When the Learning Really Began
Then my father passed away, and I became responsible for the end result. In that moment, the only thing I knew for sure was that we had to do something different. Not eventually. Not theoretically. But now.
That was when the real learning began.
As aware as I was that I wanted to make things better, I also knew something else just as important: I was not an operator. I was not the person who should be running every function of the business day to day. I wanted to work with the people who could make that happen. I just needed to find them.
That may sound obvious now, but self-awareness is often expensive. Plenty of people spend decades and a great deal of collateral damage trying to become the wrong version of themselves.
Through grace and faith, I found the people I needed to find, and the rest is history. That phrase can sound a little too neat for a life that never actually feels neat while you are living it, but it is still true. What came after shaped everything. It made me who I am today.
Still learning every day. Still solving problems. Still wanting to make things better.
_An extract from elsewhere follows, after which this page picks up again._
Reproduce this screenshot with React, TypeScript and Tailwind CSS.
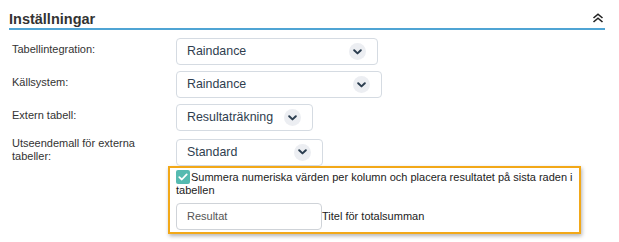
import React from "react";

function Chevron() {
  return (
    <span className="flex items-center justify-center w-[17px] h-[17px] rounded-full bg-[#eceef2] shrink-0">
      <svg width="9" height="6" viewBox="0 0 9 6">
        <path d="M1.2 1.2 L4.5 4.4 L7.8 1.2" fill="none" stroke="#2c3e50" strokeWidth="2" strokeLinecap="round" strokeLinejoin="round" />
      </svg>
    </span>
  );
}

function Select({ value, w }: { value: string; w: string }) {
  return (
    <div className={`${w} h-[27px] flex items-center justify-between border border-[#d5dbe2] rounded-[4px] bg-white pl-[10px] pr-[11px] text-[12.4px] text-[#2f3e4f]`}>
      <span>{value}</span>
      <Chevron />
    </div>
  );
}

function Row({ label, children }: { label: React.ReactNode; children: React.ReactNode }) {
  return (
    <div className="flex items-center">
      <div className="w-[176px] shrink-0 pl-[12px] pr-[30px] pb-[4px] text-[11px] leading-[13px] text-[#333]">{label}</div>
      {children}
    </div>
  );
}

export default function App() {
  return (
    <div className="w-[619px] h-[242px] bg-white font-['Liberation_Sans',Arial,sans-serif] overflow-hidden">
      <div className="pl-[9px] pr-[14px] pt-[10px]">
        <div className="flex items-center justify-between border-b-2 border-[#4fa4d4]">
          <h2 className="text-[14.5px] leading-[18px] font-bold text-[#333]">Inställningar</h2>
          <svg width="12" height="10" viewBox="0 0 12 10" className="mr-[1px] mb-[2px]">
            <path d="M1.5 5 L6 1.2 L10.5 5" fill="none" stroke="#222" strokeWidth="1.6" />
            <path d="M1.5 9 L6 5.2 L10.5 9" fill="none" stroke="#222" strokeWidth="1.6" />
          </svg>
        </div>
      </div>
      <div className="mt-[8px] flex flex-col gap-[6px]">
        <Row label="Tabellintegration:">
          <Select value="Raindance" w="w-[202px]" />
        </Row>
        <Row label="Källsystem:">
          <Select value="Raindance" w="w-[206px]" />
        </Row>
        <Row label="Extern tabell:">
          <Select value="Resultaträkning" w="w-[137px]" />
        </Row>
        <Row label="Utseendemall för externa tabeller:">
          <Select value="Standard" w="w-[147px]" />
        </Row>
      </div>
      <div className="-mt-[1px] ml-[168px] w-[413px] border-2 border-[#f2a818] bg-white pl-[6px] pr-[6px] pt-[2px] pb-[2px] shadow-[1px_2px_4px_rgba(0,0,0,0.3)]">
        <div className="text-[11px] leading-[13px] text-[#222]">
          <span className="inline-block w-[14px] h-[14px] rounded-[2px] bg-[#55bab0] align-[-3px] mr-[1px]">
            <svg width="14" height="14" viewBox="0 0 14 14" className="block">
              <path d="M3.3 7.2 L5.8 9.5 L10.7 4.4" fill="none" stroke="#fff" strokeWidth="1.8" strokeLinecap="round" strokeLinejoin="round" />
            </svg>
          </span>
          Summera numeriska värden per kolumn och placera resultatet på sista raden i tabellen
        </div>
        <div className="mt-[6px] flex items-center">
          <div className="w-[146px] h-[27px] border border-[#cfd3d8] rounded-[4px] pl-[10px] flex items-center text-[11px] text-[#555]">
            Resultat
          </div>
          <span className="text-[11px] text-[#222]">Titel för totalsumman</span>
        </div>
      </div>
    </div>
  );
}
🌱 Seed Thought: Maybe that is the real answer to Joe’s question. I did not get into business because I dreamed of being “in business.” I got into it because I kept following the friction. I kept noticing what was broken, what could be improved, what wanted to be made better. MIT sharpened the way I thought. The Dungeon of Doom showed me that something built with care could travel far beyond me. The family business forced me to confront reality, responsibility, and the difference between wanting improvement and being capable of leading it into existence.
Business, in the end, was never the headline. It was the arena where all of those parts of me met.